Let me give more context. I already have 2x Force AXS 10-33 casette and quite like the setup. I also have 2 pair of wheels: one for road, another for gravel.

30-33 is not enough for me to ride steep uphils, I don't think 30-36 will change the situation drastically.

XPLR seems to use the same chain and should be able to handle both 10-33 on a road wheelset as well as 10-44 on a gravel wheelset.

Looks like a perfect match to me.

It sould be able to have enough room for chain especially with with AXS sequential shifting.

  • Why not go with 2x Force instead? Are you looking for a gravel-specific groupset or just want a wider range? Commented Feb 14, 2022 at 16:30
  • @Klaster_1 That is exactly what i have right now Commented Feb 14, 2022 at 18:06
  • what chain did you end up using and how many links did you need?
    – Toast1927
    Commented Sep 9, 2022 at 21:23
  • I used the longer Force chain with 120 links, i removed a few links Commented Sep 12, 2022 at 11:29

3 Answers 3


Couple of possible problems that might occur with such a setup.

The first is that with a chain sized with the extra links for a wide range Xplr cassette. Then the rear derailleur mechanism might be unable to take up enough chain to maintain tension when it's run on the smaller of the 2x chainrings and smaller cogs on the rear cassette i.e. max cross chain.

Secondly, when Shimano brought out GRX they made a big(ish) deal of it being the first 2x with a clutch system. SRAM Xplr has a rear clutch mechanism that's not been designed for 2x, so it seems quite likely that its extra tension might muck up front 2x shifting.


I bought XPLR rear derailleur and 10-44T cassette anyway and tried that out.

It runs without issues when sequential shifting is active. No problem with B screw in both rings.

It has indeed too much chain when coupled with 43/30 front rings in cross chain positions. Luckily, this is solved by sequential shifting, so one never crosschains.

B screw adjustment is needed for better shifting experience when switching to a smaller 10-33 cassette, but everything else works great.

  • I'm building up a bike with XPLR and was considering trying the same thing if I can find a used front derailleur - are you using the wide version or standard?
    – Lee
    Commented Jun 27, 2022 at 8:18
  • I use a wide version Commented Jun 29, 2022 at 21:18
  • How do you find the ride on the 43/40 with the 10-44? I'm mainly looking for better on-road performance over the 1x setup while keeping the 44T in the back for off-road.
    – Lee
    Commented Jul 8, 2022 at 16:40
  • I have 10-44 cassette mounted on gravel wheels and mostly ride them off-road.

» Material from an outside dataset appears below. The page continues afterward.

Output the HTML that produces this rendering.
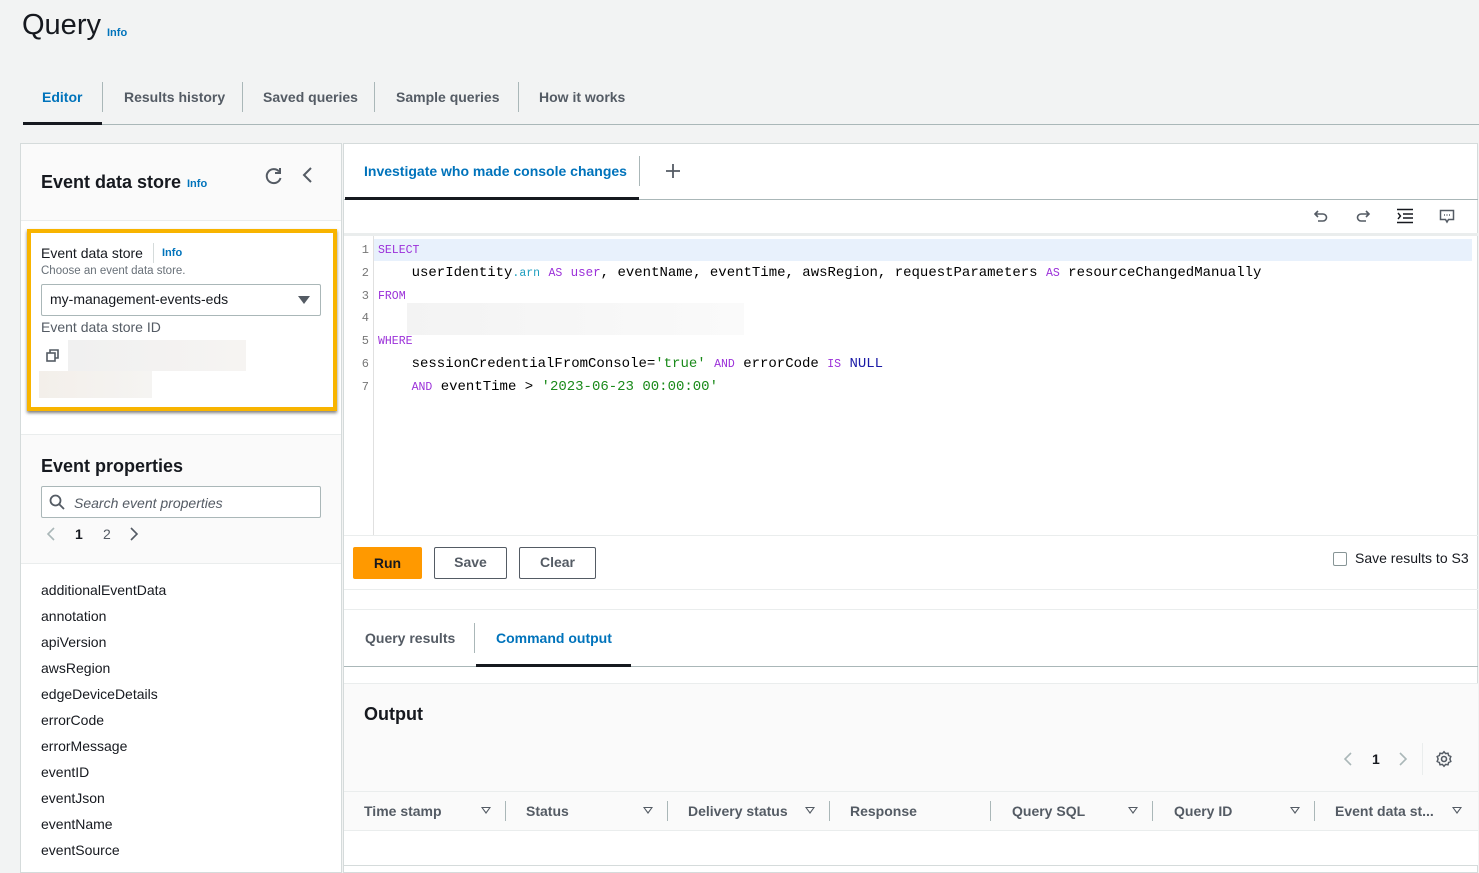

On road it feels ok thanks to spacing distribution of XG-1251, however I prefer the spacing of 10-33 for high speed constant cadence rides. Commented Jul 10, 2022 at 7:35
  • I was using speed at cadence calculator when was choosing ratios: bikecalc.com/speed_at_cadence Commented Jul 10, 2022 at 7:49

Well, I can't say I entirely understand the answer, but SRAM have answered this question on their support page.

It is due to the upper pulley being offset.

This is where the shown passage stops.